**Written request**
Write out the whole listing word for word.

**Recorded information**
________

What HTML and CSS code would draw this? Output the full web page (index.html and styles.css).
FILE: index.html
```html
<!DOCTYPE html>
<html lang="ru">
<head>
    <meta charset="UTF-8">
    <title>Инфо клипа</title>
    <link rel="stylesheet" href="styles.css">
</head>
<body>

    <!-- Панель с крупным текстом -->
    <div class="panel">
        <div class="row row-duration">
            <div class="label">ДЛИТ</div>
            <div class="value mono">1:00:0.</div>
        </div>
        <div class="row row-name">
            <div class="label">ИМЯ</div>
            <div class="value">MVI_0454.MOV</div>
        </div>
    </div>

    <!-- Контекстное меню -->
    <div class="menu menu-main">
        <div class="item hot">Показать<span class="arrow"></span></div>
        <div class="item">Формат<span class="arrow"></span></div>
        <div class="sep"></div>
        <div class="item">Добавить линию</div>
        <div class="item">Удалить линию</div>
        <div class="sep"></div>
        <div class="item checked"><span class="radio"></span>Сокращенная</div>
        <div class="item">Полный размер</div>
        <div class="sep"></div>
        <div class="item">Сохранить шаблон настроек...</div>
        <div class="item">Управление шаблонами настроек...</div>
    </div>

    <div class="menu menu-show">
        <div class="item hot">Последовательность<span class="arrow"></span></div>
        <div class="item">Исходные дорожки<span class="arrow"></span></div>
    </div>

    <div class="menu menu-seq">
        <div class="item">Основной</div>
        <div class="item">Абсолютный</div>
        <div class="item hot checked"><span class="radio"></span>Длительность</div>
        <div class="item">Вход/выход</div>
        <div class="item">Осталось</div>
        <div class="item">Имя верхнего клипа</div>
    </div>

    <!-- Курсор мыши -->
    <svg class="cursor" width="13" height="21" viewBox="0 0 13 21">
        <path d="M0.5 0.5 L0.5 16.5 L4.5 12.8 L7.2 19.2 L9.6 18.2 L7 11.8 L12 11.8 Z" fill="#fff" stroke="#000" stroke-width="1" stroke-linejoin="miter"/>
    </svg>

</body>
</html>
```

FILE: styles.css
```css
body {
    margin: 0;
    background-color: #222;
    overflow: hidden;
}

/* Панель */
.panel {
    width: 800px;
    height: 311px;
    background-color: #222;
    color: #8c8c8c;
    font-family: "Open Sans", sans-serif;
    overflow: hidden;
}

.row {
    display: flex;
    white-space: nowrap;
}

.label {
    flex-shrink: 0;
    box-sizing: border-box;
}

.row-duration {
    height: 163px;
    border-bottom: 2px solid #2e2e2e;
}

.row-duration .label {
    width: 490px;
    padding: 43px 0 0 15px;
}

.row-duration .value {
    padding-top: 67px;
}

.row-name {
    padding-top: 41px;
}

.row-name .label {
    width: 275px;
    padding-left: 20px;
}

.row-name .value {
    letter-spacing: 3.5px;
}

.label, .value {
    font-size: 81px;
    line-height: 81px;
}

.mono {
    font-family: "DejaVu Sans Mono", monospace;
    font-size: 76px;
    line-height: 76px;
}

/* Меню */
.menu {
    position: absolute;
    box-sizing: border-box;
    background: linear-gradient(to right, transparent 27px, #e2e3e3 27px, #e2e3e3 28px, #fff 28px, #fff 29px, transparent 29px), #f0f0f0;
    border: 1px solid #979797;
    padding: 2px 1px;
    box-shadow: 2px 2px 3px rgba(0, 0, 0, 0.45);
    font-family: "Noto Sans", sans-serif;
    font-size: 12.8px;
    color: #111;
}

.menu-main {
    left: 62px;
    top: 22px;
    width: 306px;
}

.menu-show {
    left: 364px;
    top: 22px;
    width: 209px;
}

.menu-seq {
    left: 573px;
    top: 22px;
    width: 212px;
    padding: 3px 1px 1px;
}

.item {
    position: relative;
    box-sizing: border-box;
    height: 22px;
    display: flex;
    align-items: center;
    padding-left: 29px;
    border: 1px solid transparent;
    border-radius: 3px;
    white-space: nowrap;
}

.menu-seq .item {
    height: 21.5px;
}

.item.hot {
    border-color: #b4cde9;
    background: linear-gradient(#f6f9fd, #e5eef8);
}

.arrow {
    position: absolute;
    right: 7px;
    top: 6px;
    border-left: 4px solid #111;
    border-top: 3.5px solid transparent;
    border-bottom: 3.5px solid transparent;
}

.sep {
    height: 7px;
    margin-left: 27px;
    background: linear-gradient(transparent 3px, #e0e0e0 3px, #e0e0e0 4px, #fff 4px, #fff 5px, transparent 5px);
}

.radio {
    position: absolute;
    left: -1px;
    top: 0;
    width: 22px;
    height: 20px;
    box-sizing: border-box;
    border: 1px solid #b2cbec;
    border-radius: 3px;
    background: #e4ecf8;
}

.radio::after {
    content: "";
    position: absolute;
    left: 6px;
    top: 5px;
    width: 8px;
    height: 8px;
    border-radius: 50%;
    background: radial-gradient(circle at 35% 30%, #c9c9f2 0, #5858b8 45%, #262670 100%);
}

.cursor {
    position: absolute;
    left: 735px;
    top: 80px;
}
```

________

**Task response**
What HTML and CSS code would draw this? Output the full web page (index.html and styles.css).
FILE: index.html
```html
<!DOCTYPE html>
<html lang="ru">
<head>
    <meta charset="UTF-8">
    <title>Инфо клипа</title>
    <link rel="stylesheet" href="styles.css">
</head>
<body>

    <!-- Панель с крупным текстом -->
    <div class="panel">
        <div class="row row-duration">
            <div class="label">ДЛИТ</div>
            <div class="value mono">1:00:0.</div>
        </div>
        <div class="row row-name">
            <div class="label">ИМЯ</div>
            <div class="value">MVI_0454.MOV</div>
        </div>
    </div>

    <!-- Контекстное меню -->
    <div class="menu menu-main">
        <div class="item hot">Показать<span class="arrow"></span></div>
        <div class="item">Формат<span class="arrow"></span></div>
        <div class="sep"></div>
        <div class="item">Добавить линию</div>
        <div class="item">Удалить линию</div>
        <div class="sep"></div>
        <div class="item checked"><span class="radio"></span>Сокращенная</div>
        <div class="item">Полный размер</div>
        <div class="sep"></div>
        <div class="item">Сохранить шаблон настроек...</div>
        <div class="item">Управление шаблонами настроек...</div>
    </div>

    <div class="menu menu-show">
        <div class="item hot">Последовательность<span class="arrow"></span></div>
        <div class="item">Исходные дорожки<span class="arrow"></span></div>
    </div>

    <div class="menu menu-seq">
        <div class="item">Основной</div>
        <div class="item">Абсолютный</div>
        <div class="item hot checked"><span class="radio"></span>Длительность</div>
        <div class="item">Вход/выход</div>
        <div class="item">Осталось</div>
        <div class="item">Имя верхнего клипа</div>
    </div>

    <!-- Курсор мыши -->
    <svg class="cursor" width="13" height="21" viewBox="0 0 13 21">
        <path d="M0.5 0.5 L0.5 16.5 L4.5 12.8 L7.2 19.2 L9.6 18.2 L7 11.8 L12 11.8 Z" fill="#fff" stroke="#000" stroke-width="1" stroke-linejoin="miter"/>
    </svg>

</body>
</html>
```

FILE: styles.css
```css
body {
    margin: 0;
    background-color: #222;
    overflow: hidden;
}

/* Панель */
.panel {
    width: 800px;
    height: 311px;
    background-color: #222;
    color: #8c8c8c;
    font-family: "Open Sans", sans-serif;
    overflow: hidden;
}

.row {
    display: flex;
    white-space: nowrap;
}

.label {
    flex-shrink: 0;
    box-sizing: border-box;
}

.row-duration {
    height: 163px;
    border-bottom: 2px solid #2e2e2e;
}

.row-duration .label {
    width: 490px;
    padding: 43px 0 0 15px;
}

.row-duration .value {
    padding-top: 67px;
}

.row-name {
    padding-top: 41px;
}

.row-name .label {
    width: 275px;
    padding-left: 20px;
}

.row-name .value {
    letter-spacing: 3.5px;
}

.label, .value {
    font-size: 81px;
    line-height: 81px;
}

.mono {
    font-family: "DejaVu Sans Mono", monospace;
    font-size: 76px;
    line-height: 76px;
}

/* Меню */
.menu {
    position: absolute;
    box-sizing: border-box;
    background: linear-gradient(to right, transparent 27px, #e2e3e3 27px, #e2e3e3 28px, #fff 28px, #fff 29px, transparent 29px), #f0f0f0;
    border: 1px solid #979797;
    padding: 2px 1px;
    box-shadow: 2px 2px 3px rgba(0, 0, 0, 0.45);
    font-family: "Noto Sans", sans-serif;
    font-size: 12.8px;
    color: #111;
}

.menu-main {
    left: 62px;
    top: 22px;
    width: 306px;
}

.menu-show {
    left: 364px;
    top: 22px;
    width: 209px;
}

.menu-seq {
    left: 573px;
    top: 22px;
    width: 212px;
    padding: 3px 1px 1px;
}

.item {
    position: relative;
    box-sizing: border-box;
    height: 22px;
    display: flex;
    align-items: center;
    padding-left: 29px;
    border: 1px solid transparent;
    border-radius: 3px;
    white-space: nowrap;
}

.menu-seq .item {
    height: 21.5px;
}

.item.hot {
    border-color: #b4cde9;
    background: linear-gradient(#f6f9fd, #e5eef8);
}

.arrow {
    position: absolute;
    right: 7px;
    top: 6px;
    border-left: 4px solid #111;
    border-top: 3.5px solid transparent;
    border-bottom: 3.5px solid transparent;
}

.sep {
    height: 7px;
    margin-left: 27px;
    background: linear-gradient(transparent 3px, #e0e0e0 3px, #e0e0e0 4px, #fff 4px, #fff 5px, transparent 5px);
}

.radio {
    position: absolute;
    left: -1px;
    top: 0;
    width: 22px;
    height: 20px;
    box-sizing: border-box;
    border: 1px solid #b2cbec;
    border-radius: 3px;
    background: #e4ecf8;
}

.radio::after {
    content: "";
    position: absolute;
    left: 6px;
    top: 5px;
    width: 8px;
    height: 8px;
    border-radius: 50%;
    background: radial-gradient(circle at 35% 30%, #c9c9f2 0, #5858b8 45%, #262670 100%);
}

.cursor {
    position: absolute;
    left: 735px;
    top: 80px;
}
```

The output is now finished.